Chest X-ray - Scenario 6
Scenario discussion

Scenario discussion

Poor candidate

  • Spends too long considering image quality
  • Fails to comment on the mass or pleural effusion

Average candidate

  • Demonstrates systematic approach
  • Comments that heart size is normal
  • Mentions the right hilar/middle-zone mass, blunting of the right costophrenic angle due to an effusion, and the multiple pulmonary nodules and suggests metastases as a likely cause
  • Mentions infection as well as cancer as a possible diagnosis

Good candidate

  • Mentions the shadowing at the right apex and says it is could be due to atelectasis or loculated pleural fluid
  • Proposes cancer and coexisting infection as the cause
  • Confidently suggests CT examination of the chest and upper abdomen for staging purposes and mentions that the normal renal function does not preclude giving intravenous contrast for this purpose

Cancer v infection

  • Cancer and infection are the most common causes of focal shadowing seen in the lungs on a chest X-ray.
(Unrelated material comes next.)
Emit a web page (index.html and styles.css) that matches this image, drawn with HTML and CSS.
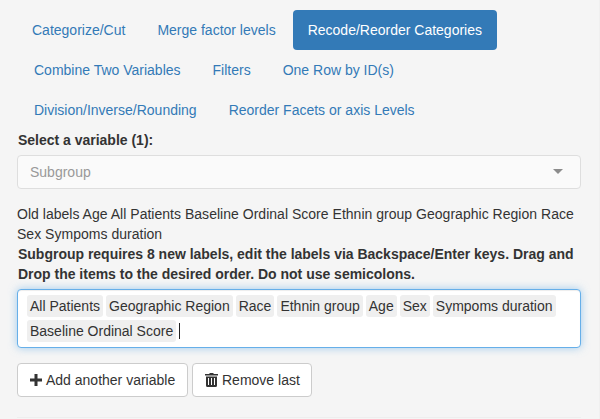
FILE: index.html
```html
<!DOCTYPE html>
<html lang="en">
<head>
<meta charset="utf-8">
<title>Recode/Reorder Categories</title>
<link rel="stylesheet" href="styles.css">
</head>
<body>
<main class="panel">
  <nav class="pills">
    <div class="pill-row first">
      <a class="pill">Categorize/Cut</a>
      <a class="pill">Merge factor levels</a>
      <a class="pill active">Recode/Reorder Categories</a>
    </div>
    <div class="pill-row">
      <a class="pill">Combine Two Variables</a>
      <a class="pill">Filters</a>
      <a class="pill">One Row by ID(s)</a>
    </div>
    <div class="pill-row">
      <a class="pill">Division/Inverse/Rounding</a>
      <a class="pill">Reorder Facets or axis Levels</a>
    </div>
  </nav>
  <div class="label">Select a variable (1):</div>
  <div class="select"><span>Subgroup</span><i class="caret"></i></div>
  <div class="old-labels">Old labels Age All Patients Baseline Ordinal Score Ethnin group Geographic Region Race<br>Sex Sympoms duration</div>
  <div class="label">Subgroup requires 8 new labels, edit the labels via Backspace/Enter keys. Drag and<br>Drop the items to the desired order. Do not use semicolons.</div>
  <div class="tags">
    <span class="tag">All Patients</span>
    <span class="tag">Geographic Region</span>
    <span class="tag">Race</span>
    <span class="tag">Ethnin group</span>
    <span class="tag">Age</span>
    <span class="tag">Sex</span>
    <span class="tag">Sympoms duration</span>
    <span class="tag">Baseline Ordinal Score</span>
    <i class="cursor"></i>
  </div>
  <div class="buttons">
    <button class="btn add"><svg width="12" height="12" viewBox="0 0 12 12"><path d="M4.500 0h3v4.500H12v3H7.500V12h-3V7.500H0v-3h4.500z"/></svg>Add another variable</button>
    <button class="btn remove"><svg width="13" height="14" viewBox="0 0 13 14"><path d="M0 1h4.500V0h4v1H13v1.500H0zM1 3.500h11V12.500q0 1.500-1.500 1.500h-8Q1 14 1 12.500z"/><path class="slots" d="M3.500 5v7M6.500 5v7M9.500 5v7"/></svg>Remove last</button>
  </div>
  <hr>
</main>
</body>
</html>
```
FILE: styles.css
```css
* { box-sizing: border-box; }
body {
  margin: 0;
  height: 419px;
  overflow: hidden;
  background: #f5f5f5;
  color: #333;
  font: 14px/20px "Liberation Sans", Arial, sans-serif;
}
.panel {
  height: 419px;
  padding: 10px 18px 0 17px;
  border-right: 1px solid #f0f0f0;
}
.pill-row { display: flex; gap: 2px; padding-left: 2px; }
.pill-row.first { padding-left: 0; }
.pill {
  padding: 10px 15px;
  border-radius: 4px;
  color: #337ab7;
  white-space: nowrap;
}
.pill.active { background: #337ab7; color: #fff; }
.label {
  padding-left: 1px;
  font-weight: 700;
  letter-spacing: -0.01px;
  white-space: nowrap;
}
.select {
  display: flex;
  align-items: center;
  justify-content: space-between;
  height: 34px;
  margin-top: 5px;
  padding: 0 17px 0 12px;
  border: 1px solid #dedede;
  border-radius: 4px;
  background: #fafafa;
  color: #999;
}
.caret {
  border: 5px solid transparent;
  border-top-color: #8c8c8c;
  border-bottom-width: 0;
  margin-bottom: 1px;
}
.old-labels { margin-top: 15px; letter-spacing: 0.022px; white-space: nowrap; }
.tags {
  display: flex;
  flex-wrap: wrap;
  align-content: flex-start;
  gap: 3px;
  height: 59px;
  margin-top: 5px;
  padding: 5px 9px;
  border: 1px solid #66afe9;
  border-radius: 4px;
  background: #fff;
  box-shadow: inset 0 1px 1px rgba(0,0,0,.075), 0 0 8px rgba(102,175,233,.6);
}
.tag {
  height: 22px;
  padding: 1px 3px;
  border-radius: 3px;
  background: #efefef;
  white-space: nowrap;
}
.cursor { width: 1px; height: 16px; margin-top: 3px; background: #222; }
.buttons { display: flex; gap: 4px; margin-top: 15px; }
.btn {
  display: flex;
  align-items: center;
  gap: 4px;
  height: 34px;
  padding: 0 12px;
  border: 1px solid #ccc;
  border-radius: 4px;
  background: #fff;
  color: #333;
  font: inherit;
  white-space: nowrap;
}
.add { width: 171px; }
.remove { width: 120px; }
.btn svg { flex: none; fill: #333; }
.btn .slots { stroke: #fff; stroke-width: 1; }
hr { margin: 20px 0 0; border: 0; border-top: 1px solid #eee; }
```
The X-ray can tell you about the anatomical location and extent of disease, but the clinical features are very often more informative in determining the cause.
  • A unilateral pleural effusion, as in the image discussed, is often caused by either cancer or infection, and multiple pulmonary nodules can also occur in either cancer or infection.
  • In this case the mass near the right hilum is not readily dismissed as being infective in nature and would be considered highly suspicious of malignancy.


  • Don't forget that radiographic evidence of consolidation does not necessarily mean there is infection present. Consolidation can be caused by filling of the airways with pus (infection), tumour cells (cancer), blood (pulmonary haemorrhage), fluid (pulmonary oedema) or rarely protein (alveolar proteinosis).